Speaking at a recent memorial dinner for legal service activist Tim McCoy, Roxon argued that “when some lawyers earn more in a few hours than a huge proportion of the population ever could in weeks it is noticed”.
“There has been a noticeable change in the law if one looks at the changing income of lawyers,” Roxon said. She compared the starting salaries in 1977 for law graduates with those of today, and said that “no other graduate from virtually any other field has seen this type of growth”.
Not intending to join in “the commonplace lawyer bashing”, Roxon asked heaudience only to consider how lawyers’ incomes have “affected the movement for access to justice and law reform”.
“The huge cost of accessing legal assistance contrasts so dramatically with the lack of services people can access that it becomes a stumbling block — surely all these access issues could be fixed if only lawyers were paid less?” she said.
National Pro Bono Resource Centre director John Corker acknowledged that lawyers do get paid a lot of money, but said that this “allows them to spend some of their money and time on providing pro bono services that they may not otherwise be able to afford to do”.
This is the case particularly with some of the larger firms, Corker said, “which are profitable and often make substantial offerings to pro bono in this country”.
“Lawyers’ high pay means that many of them do, but many more should, provide pro bono legal services,” Corker said.
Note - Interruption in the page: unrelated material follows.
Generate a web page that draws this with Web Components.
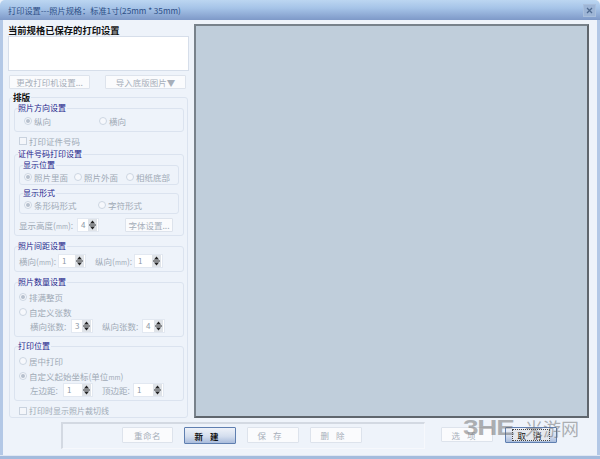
<!DOCTYPE html>
<html>
<head>
<meta charset="utf-8">
<style>
  html, body { margin: 0; padding: 0; background: #eef3fa; }
  body { font: 8.5px/12px "Noto Sans CJK SC", "Liberation Sans", sans-serif; color: #a0aab6; }
  .mm { font-size: 6.5px; }
</style>
</head>
<body>
<print-window heading="打印设置---照片规格：标准1寸(25mm * 35mm)">
  <div slot="left">
    <div style="font:bold 9.3px/12px 'Noto Sans CJK SC',sans-serif;color:#111">当前规格已保存的打印设置</div>
    <div style="width:179px;height:33px;background:#fff;border:1px solid #d6deea"></div>
    <div style="display:flex;gap:15px;margin:4px 0 0 1px">
      <win-button style="width:81px;height:14px">更改打印机设置...</win-button>
      <win-button style="width:81px;height:14px">导入底版图片▼</win-button>
    </div>
    <group-box bold label="排版" style="width:173px;height:309px;margin:8px 0 0 1px;padding:10px 0 0 4px">
      <group-box label="照片方向设置" style="width:159px;height:16px;padding:6px 0 0 9px">
        <opt-row>
          <radio-opt checked style="width:75px">纵向</radio-opt>
          <radio-opt>横向</radio-opt>
        </opt-row>
      </group-box>
      <check-opt style="margin:3px 0 0 5px">打印证件号码</check-opt>
      <group-box label="证件号码打印设置" style="width:164px;height:70px;margin-top:7px;padding:10px 0 0 4px">
        <group-box label="显示位置" style="width:154px;height:13px;padding:5px 0 0 4px">
          <opt-row>
            <radio-opt checked style="width:50px">照片里面</radio-opt>
            <radio-opt style="width:52px">照片外面</radio-opt>
            <radio-opt>相纸底部</radio-opt>
          </opt-row>
        </group-box>
        <group-box label="显示形式" style="width:154px;height:14px;margin-top:8px;padding:5px 0 0 4px">
          <opt-row>
            <radio-opt checked style="width:74px">条形码形式</radio-opt>
            <radio-opt>字符形式</radio-opt>
          </opt-row>
        </group-box>
        <div style="display:flex;align-items:center;height:14px;margin-top:4px">
          <span style="width:58px;white-space:nowrap">显示高度(<span class="mm">mm</span>):</span>
          <spin-box value="4" style="width:22px"></spin-box>
          <win-button style="width:48px;height:14px;margin-left:26px">字体设置...</win-button>
        </div>
      </group-box>
      <group-box label="照片间距设置" style="width:164px;height:17px;margin-top:10px;padding:7px 0 0 4px">
        <div style="display:flex;align-items:center;height:14px">
          <span style="width:39px;white-space:nowrap">横向(<span class="mm">mm</span>):</span>
          <spin-box value="1" style="width:28px"></spin-box>
          <span style="width:39px;margin-left:9px;white-space:nowrap">纵向(<span class="mm">mm</span>):</span>
          <spin-box value="1" style="width:29px"></spin-box>
        </div>
      </group-box>
      <group-box label="照片数量设置" style="width:164px;height:45px;margin-top:10px;padding:8px 0 0 4px">
        <radio-opt checked>排满整页</radio-opt>
        <radio-opt style="margin-top:3px">自定义张数</radio-opt>
        <div style="display:flex;align-items:center;height:14px;margin:1px 0 0 11px">
          <span style="width:41px;white-space:nowrap">横向张数:</span>
          <spin-box value="3" style="width:22px"></spin-box>
          <span style="width:40px;margin-left:9px;white-space:nowrap">纵向张数:</span>
          <spin-box value="4" style="width:23px"></spin-box>
        </div>
      </group-box>
      <group-box label="打印位置" style="width:164px;height:45px;margin-top:9px;padding:8px 0 0 4px">
        <radio-opt>居中打印</radio-opt>
        <radio-opt checked style="margin-top:3px">自定义起始坐标(单位<span class="mm">mm</span>)</radio-opt>
        <div style="display:flex;align-items:center;height:14px;margin:1px 0 0 11px">
          <span style="width:33px;white-space:nowrap">左边距:</span>
          <spin-box value="1" style="width:30px"></spin-box>
          <span style="width:31px;margin-left:9px;white-space:nowrap">顶边距:</span>
          <spin-box value="1" style="width:31px"></spin-box>
        </div>
      </group-box>
      <check-opt style="margin:4px 0 0 5px;font-size:8px">打印时显示照片裁切线</check-opt>
    </group-box>
  </div>
  <div slot="footer" style="display:flex;flex:1">
    <div style="width:364px;height:27px;box-sizing:border-box;margin-left:58px;padding:3px 0 0 59px;display:flex;gap:11px;border-top:2px solid #d3d9e2;border-left:2px solid #d3d9e2;border-right:1px solid #f6f8fc;border-bottom:1px solid #f6f8fc">
      <win-button style="width:51px;height:16px;letter-spacing:.5px">重命名</win-button>
      <win-button primary style="width:52px;height:17px;letter-spacing:7px">新建</win-button>
      <win-button style="width:52px;height:16px;letter-spacing:7px">保存</win-button>
      <win-button style="width:52px;height:16px;letter-spacing:7px">删除</win-button>
    </div>
    <div style="display:flex;gap:12px;margin:5px 0 0 16px">
      <win-button style="width:52px;height:15px;letter-spacing:7px">选项</win-button>
      <win-button primary focus style="width:52px;height:16px;letter-spacing:7px">取消</win-button>
    </div>
  </div>
</print-window>

<script>
class PrintWindow extends HTMLElement {
  constructor() {
    super();
    this.attachShadow({ mode: "open" });
    this.shadowRoot.innerHTML = `
    <style>
    :host { display: flex; flex-direction: column; position: relative; width: 600px; height: 459px; overflow: hidden; background: #eef3fa; }
    .title {
      display: flex; align-items: center; justify-content: space-between;
      height: 20px; flex: none; padding: 0 4px 0 8px;
      border-radius: 5px 5px 0 0;
      background: linear-gradient(#bcd6f1, #a6c4e8 40%, #7e99c8);
      font: 8.2px/20px "Noto Sans CJK SC", "Liberation Sans", sans-serif; color: #2d4f86;
    }
    .close { width: 11px; height: 11px; border: 1px solid #a9bfdc; background: #9db5d6; }
    .close svg { display: block; }
    .main { flex: 1; display: flex; gap: 5px; padding: 4px 8px 0 5px; border: solid #b3c8e6; border-width: 0 3px; min-height: 0; box-sizing: border-box; }
    .left { width: 181px; flex: none; }
    .canvas { width: 391px; height: 390px; background: #c0cedb; border: 2px solid; border-color: #78828b #5f666d #5f666d #78828b; }
    .footer { display: flex; height: 33px; flex: none; border: solid #b3c8e6; border-width: 0 3px; box-sizing: border-box; }
    .edge { height: 4px; flex: none; background: #a3bbdd; border-top: 1px solid #dfe7f3; box-sizing: border-box; }
    .mark { position: absolute; left: 463px; top: 416px; display: flex; align-items: center; color: rgba(105,105,105,.5); white-space: nowrap; pointer-events: none; }
    .mark b { font: bold 22px/24px "Liberation Sans", sans-serif; transform: scaleX(1.27); transform-origin: left; width: 62px; letter-spacing: -1px; }
    .mark span { font: 18px/24px "Noto Sans CJK SC", sans-serif; }
    </style>
    <div class="title">
      <span class="heading"></span>
      <span class="close"><svg width="11" height="11" viewBox="0 0 11 11"><path d="M3 3l5 5M8 3l-5 5" stroke="#4f6a90" stroke-width="1.3"/></svg></span>
    </div>
    <div class="main">
      <div class="left"><slot name="left"></slot></div>
      <div class="canvas"></div>
    </div>
    <div class="footer"><slot name="footer"></slot></div>
    <div class="edge"></div>
    <div class="mark"><b>3HE</b><span>米游网</span></div>
    `;
  }
  connectedCallback() {
    this.shadowRoot.querySelector(".heading").textContent = this.getAttribute("heading");
  }
}

class GroupBox extends HTMLElement {
  constructor() {
    super();
    this.attachShadow({ mode: "open" });
    this.shadowRoot.innerHTML = `
    <style>
    :host { display: block; position: relative; border: 1px solid #dbe3ef; border-radius: 3px; box-sizing: content-box; }
    .legend { position: absolute; left: 3px; top: -7px; padding: 0 1px 0 0; background: #eef3fa; font-size: 8px; line-height: 12px; color: #1c1c8a; white-space: nowrap; }
    :host([bold]) .legend { font-weight: bold; font-size: 8.6px; color: #111; }
    </style>
    <span class="legend"></span>
    <slot></slot>
    `;
  }
  connectedCallback() {
    this.shadowRoot.querySelector(".legend").textContent = this.getAttribute("label");
  }
}

class OptRow extends HTMLElement {
  constructor() {
    super();
    this.attachShadow({ mode: "open" });
    this.shadowRoot.innerHTML = `<style>:host { display: flex; }</style><slot></slot>`;
  }
}

class RadioOpt extends HTMLElement {
  constructor() {
    super();
    this.attachShadow({ mode: "open" });
    this.shadowRoot.innerHTML = `
    <style>
    :host { display: flex; align-items: center; gap: 2px; height: 12px; white-space: nowrap; }
    .dot { width: 6px; height: 6px; border: 1px solid #cdd6e2; border-radius: 50%; background: #f6f8fc; display: grid; place-items: center; flex: none; }
    :host([checked]) .dot::after { content: ""; width: 4px; height: 4px; border-radius: 50%; background: #b6c0cd; }
    </style>
    <span class="dot"></span><span><slot></slot></span>
    `;
  }
}

class CheckOpt extends HTMLElement {
  constructor() {
    super();
    this.attachShadow({ mode: "open" });
    this.shadowRoot.innerHTML = `
    <style>
    :host { display: flex; align-items: center; gap: 2px; height: 12px; white-space: nowrap; }
    .box { width: 6px; height: 6px; border: 1px solid #c9d2de; background: #f4f6fa; }
    </style>
    <span class="box"></span><slot></slot>
    `;
  }
}

class SpinBox extends HTMLElement {
  constructor() {
    super();
    this.attachShadow({ mode: "open" });
    this.shadowRoot.innerHTML = `
    <style>
    :host { display: flex; align-items: center; justify-content: space-between; height: 14px; box-sizing: border-box; padding: 0 1px 0 3px; background: #fff; border: 1px solid #e2e8f1; font-size: 8px; color: #8d98a6; }
    svg { display: block; }
    </style>
    <span class="val"></span>
    <svg width="9" height="12" viewBox="0 0 9 12">
      <rect width="9" height="12" fill="#dfe3e8"/>
      <path d="M4.5 1.5L7 4.5H2z" fill="#222"/>
      <path d="M1 6h7" stroke="#333" stroke-width="1"/>
      <path d="M4.5 10.5L2 7.5h5z" fill="#222"/>
    </svg>
    `;
  }
  connectedCallback() {
    this.shadowRoot.querySelector(".val").textContent = this.getAttribute("value");
  }
}

class WinButton extends HTMLElement {
  constructor() {
    super();
    this.attachShadow({ mode: "open" });
    this.shadowRoot.innerHTML = `
    <style>
    :host { display: flex; align-items: center; justify-content: center; flex: none; box-sizing: border-box; background: #fafbfd; border: 1px solid #dde3ec; border-radius: 1px; color: #a7afba; white-space: nowrap; overflow: hidden; }
    :host([primary]) { background: linear-gradient(#eef2f9, #d4deee 55%, #a9bcdc); border-color: #5f7fb0; color: #111; font-weight: bold; }
    :host([focus]) { font-weight: normal; }
    :host([focus]) .in { border: 1px dotted #444; padding: 0 0 0 4px; line-height: 10px; background: #e6e9ee; }
    </style>
    <span class="in"><slot></slot></span>
    `;
  }
}

customElements.define("print-window", PrintWindow);
customElements.define("group-box", GroupBox);
customElements.define("opt-row", OptRow);
customElements.define("radio-opt", RadioOpt);
customElements.define("check-opt", CheckOpt);
customElements.define("spin-box", SpinBox);
customElements.define("win-button", WinButton);
</script>
</body>
</html>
However, he added, it is not just as a matter of course that because they get lots of money they should do work for free, but they should as a professional obligation.
Roxon suggested that lawyers’ high wages raised suspicions of hidden agendas. “When lawyers talk about law reform now, the community queries their bona fides”.
“When lawyers try to talk in the media or to governments about family law reform or tort reform they are almost instantly dismissed because of perceived self-interest, irrespective of the merit of their argument”.
This has an impact on law reform and lawyers in relation to the broader social justice movement, she said. “And [this] is a loss that is being felt across the whole community.”
Offering the profession some praise, Roxon said we can underestimate the things that lawyers can do so well. “The ability to question, query, test, doubt and probe is something we are all trained to do and should mark us out as the lead sceptics, challengers and reformers in the country.”